## [Written problem]
Copy out every line in which the string "this" occurs.

─── Data records ───

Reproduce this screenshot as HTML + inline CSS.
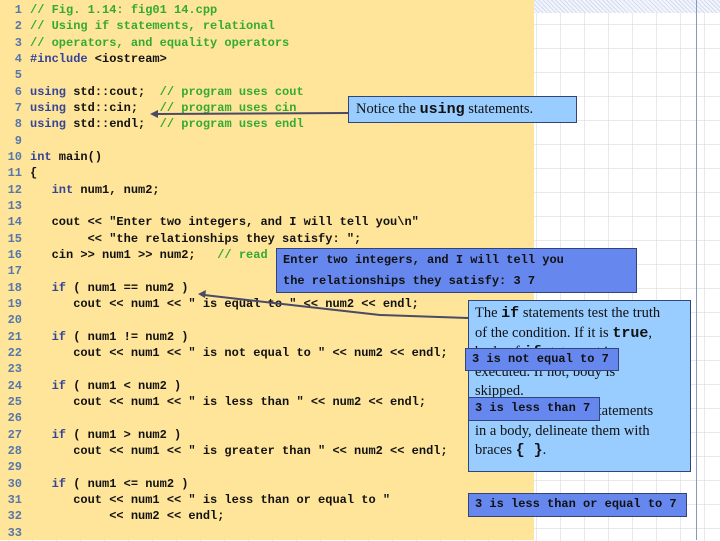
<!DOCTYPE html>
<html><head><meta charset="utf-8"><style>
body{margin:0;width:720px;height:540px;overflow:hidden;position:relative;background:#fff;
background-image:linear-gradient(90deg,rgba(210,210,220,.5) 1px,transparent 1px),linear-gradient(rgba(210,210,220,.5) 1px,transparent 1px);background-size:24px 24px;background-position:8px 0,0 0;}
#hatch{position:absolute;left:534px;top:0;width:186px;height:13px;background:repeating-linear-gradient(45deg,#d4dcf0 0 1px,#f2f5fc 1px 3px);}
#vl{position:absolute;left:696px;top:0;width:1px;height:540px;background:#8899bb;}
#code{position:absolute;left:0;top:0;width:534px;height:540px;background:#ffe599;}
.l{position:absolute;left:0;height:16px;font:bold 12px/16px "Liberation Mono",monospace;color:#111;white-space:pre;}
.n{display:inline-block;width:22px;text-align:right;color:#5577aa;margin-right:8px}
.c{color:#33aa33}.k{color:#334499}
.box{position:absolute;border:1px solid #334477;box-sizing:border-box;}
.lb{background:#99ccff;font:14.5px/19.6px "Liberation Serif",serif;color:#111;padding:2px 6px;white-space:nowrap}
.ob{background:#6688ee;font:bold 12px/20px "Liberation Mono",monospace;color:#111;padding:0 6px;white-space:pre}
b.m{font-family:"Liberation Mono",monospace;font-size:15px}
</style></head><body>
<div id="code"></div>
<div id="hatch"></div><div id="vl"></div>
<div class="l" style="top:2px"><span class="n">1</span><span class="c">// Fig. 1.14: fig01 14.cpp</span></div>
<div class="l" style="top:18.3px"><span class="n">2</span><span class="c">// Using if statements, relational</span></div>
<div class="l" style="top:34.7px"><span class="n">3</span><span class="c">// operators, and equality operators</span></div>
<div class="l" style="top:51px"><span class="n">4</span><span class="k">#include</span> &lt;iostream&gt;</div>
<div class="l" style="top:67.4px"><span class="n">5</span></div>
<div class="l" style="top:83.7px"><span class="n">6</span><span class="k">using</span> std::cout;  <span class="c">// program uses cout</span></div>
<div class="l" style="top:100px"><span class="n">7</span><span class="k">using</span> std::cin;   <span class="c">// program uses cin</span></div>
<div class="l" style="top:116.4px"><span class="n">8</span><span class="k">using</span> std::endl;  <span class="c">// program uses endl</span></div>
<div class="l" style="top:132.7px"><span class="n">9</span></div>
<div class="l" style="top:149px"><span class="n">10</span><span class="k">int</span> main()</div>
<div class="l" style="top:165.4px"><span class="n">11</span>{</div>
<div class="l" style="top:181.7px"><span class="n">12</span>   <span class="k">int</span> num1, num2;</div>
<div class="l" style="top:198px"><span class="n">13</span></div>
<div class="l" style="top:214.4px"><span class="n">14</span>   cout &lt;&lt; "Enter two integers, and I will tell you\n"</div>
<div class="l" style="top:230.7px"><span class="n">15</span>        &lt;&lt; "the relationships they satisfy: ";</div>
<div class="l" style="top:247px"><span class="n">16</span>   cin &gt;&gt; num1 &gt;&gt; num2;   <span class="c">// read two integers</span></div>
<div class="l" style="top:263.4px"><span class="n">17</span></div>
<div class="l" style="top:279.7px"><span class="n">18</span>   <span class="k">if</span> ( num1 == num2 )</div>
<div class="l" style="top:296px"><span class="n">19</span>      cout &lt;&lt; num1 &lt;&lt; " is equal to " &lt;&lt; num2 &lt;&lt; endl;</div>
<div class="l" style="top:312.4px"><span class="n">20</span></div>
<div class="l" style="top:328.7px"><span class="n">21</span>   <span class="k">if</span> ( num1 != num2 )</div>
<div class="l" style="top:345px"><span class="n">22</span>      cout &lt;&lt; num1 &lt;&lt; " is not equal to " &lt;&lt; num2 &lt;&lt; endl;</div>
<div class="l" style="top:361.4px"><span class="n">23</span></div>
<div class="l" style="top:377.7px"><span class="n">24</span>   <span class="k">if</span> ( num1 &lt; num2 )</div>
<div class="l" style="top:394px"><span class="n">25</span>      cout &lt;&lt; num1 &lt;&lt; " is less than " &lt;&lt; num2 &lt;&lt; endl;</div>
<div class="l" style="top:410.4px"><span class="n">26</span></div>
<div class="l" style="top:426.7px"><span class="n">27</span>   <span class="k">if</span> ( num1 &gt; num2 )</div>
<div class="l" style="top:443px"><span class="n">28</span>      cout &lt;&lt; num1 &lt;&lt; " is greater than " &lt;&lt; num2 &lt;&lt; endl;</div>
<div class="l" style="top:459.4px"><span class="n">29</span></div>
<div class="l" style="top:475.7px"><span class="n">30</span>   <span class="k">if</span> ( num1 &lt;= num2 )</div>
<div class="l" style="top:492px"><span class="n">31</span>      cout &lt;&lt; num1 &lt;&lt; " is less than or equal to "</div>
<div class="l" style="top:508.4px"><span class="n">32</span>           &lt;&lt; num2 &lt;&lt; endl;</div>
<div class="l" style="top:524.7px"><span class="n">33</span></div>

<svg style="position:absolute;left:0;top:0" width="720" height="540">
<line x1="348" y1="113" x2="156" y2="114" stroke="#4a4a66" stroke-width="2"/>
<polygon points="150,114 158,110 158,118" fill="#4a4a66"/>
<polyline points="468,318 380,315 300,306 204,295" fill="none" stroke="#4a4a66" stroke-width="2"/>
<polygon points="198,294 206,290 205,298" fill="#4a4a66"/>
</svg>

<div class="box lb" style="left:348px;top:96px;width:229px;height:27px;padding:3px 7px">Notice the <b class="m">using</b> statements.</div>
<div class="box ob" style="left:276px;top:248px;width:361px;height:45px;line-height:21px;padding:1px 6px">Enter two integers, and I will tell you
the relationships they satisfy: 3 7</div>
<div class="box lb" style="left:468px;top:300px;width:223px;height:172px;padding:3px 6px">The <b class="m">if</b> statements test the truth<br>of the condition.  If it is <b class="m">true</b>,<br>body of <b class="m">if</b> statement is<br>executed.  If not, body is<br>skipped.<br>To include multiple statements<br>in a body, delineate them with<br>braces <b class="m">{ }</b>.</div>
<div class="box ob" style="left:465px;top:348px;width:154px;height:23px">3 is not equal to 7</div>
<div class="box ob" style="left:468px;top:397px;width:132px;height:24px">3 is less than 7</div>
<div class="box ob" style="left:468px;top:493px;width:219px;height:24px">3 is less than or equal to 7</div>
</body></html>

───
─── Data records ───

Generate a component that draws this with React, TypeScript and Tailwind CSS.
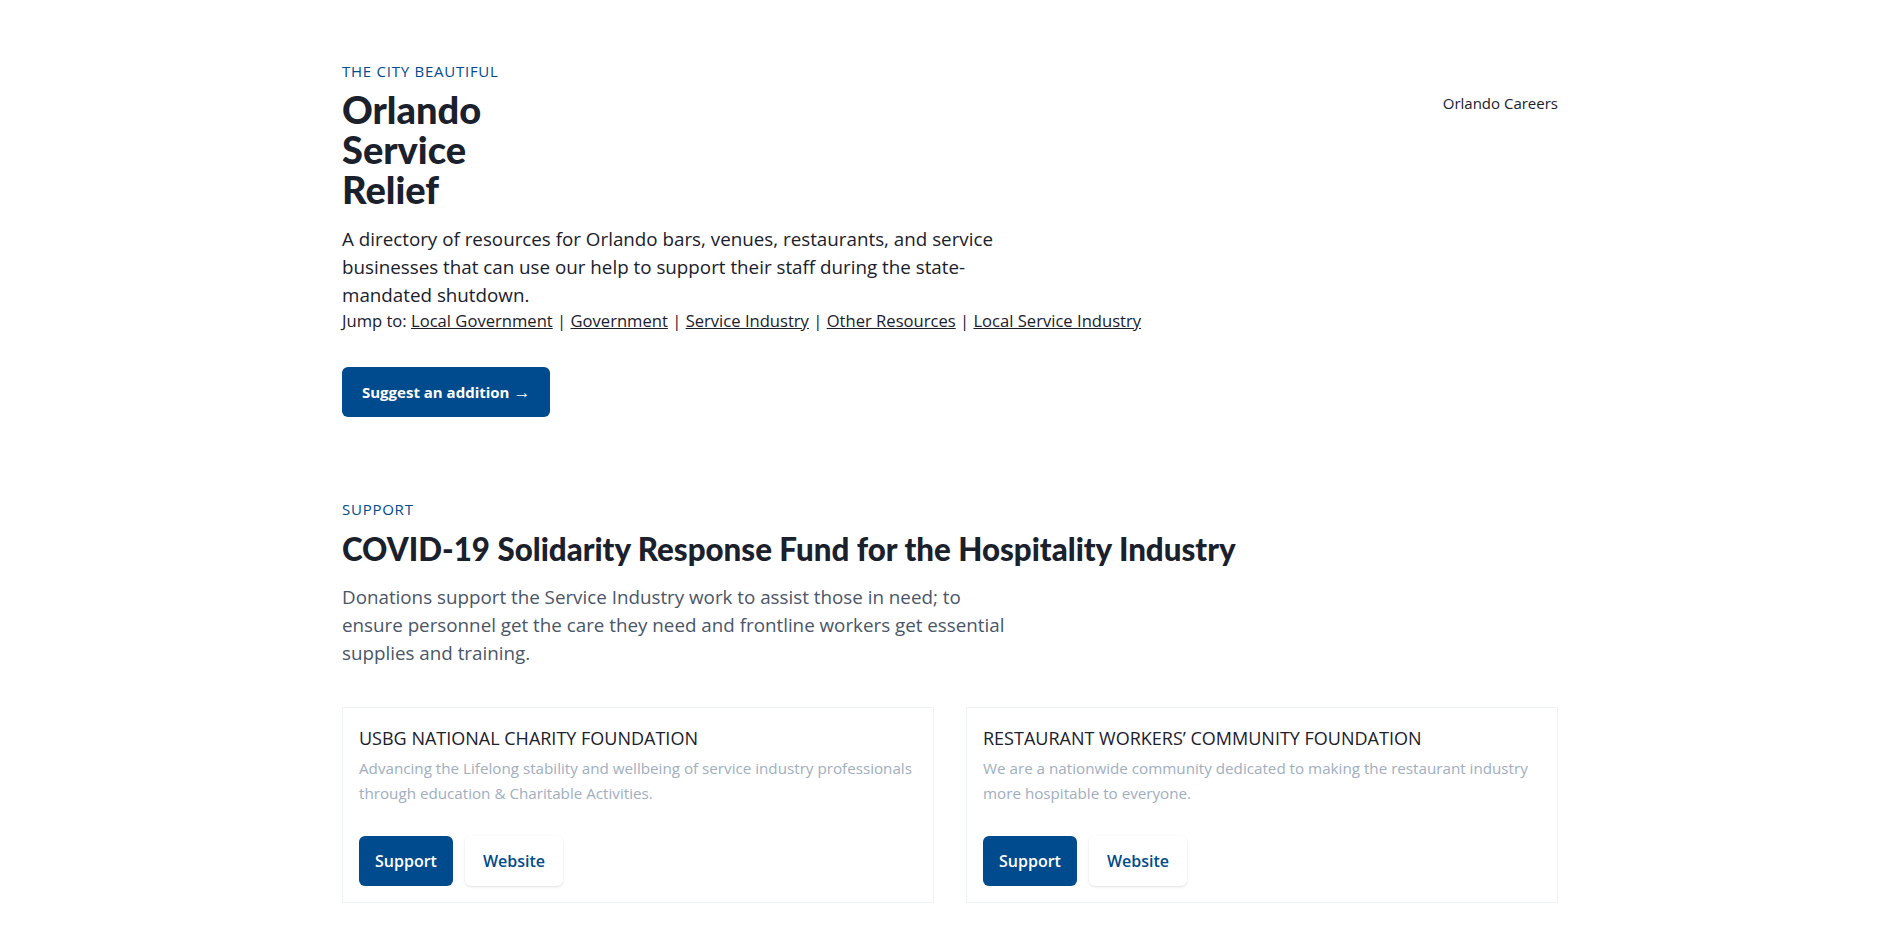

───

## [Response below]
Reproduce this screenshot as HTML + inline CSS.
Generate a component that draws this with React, TypeScript and Tailwind CSS.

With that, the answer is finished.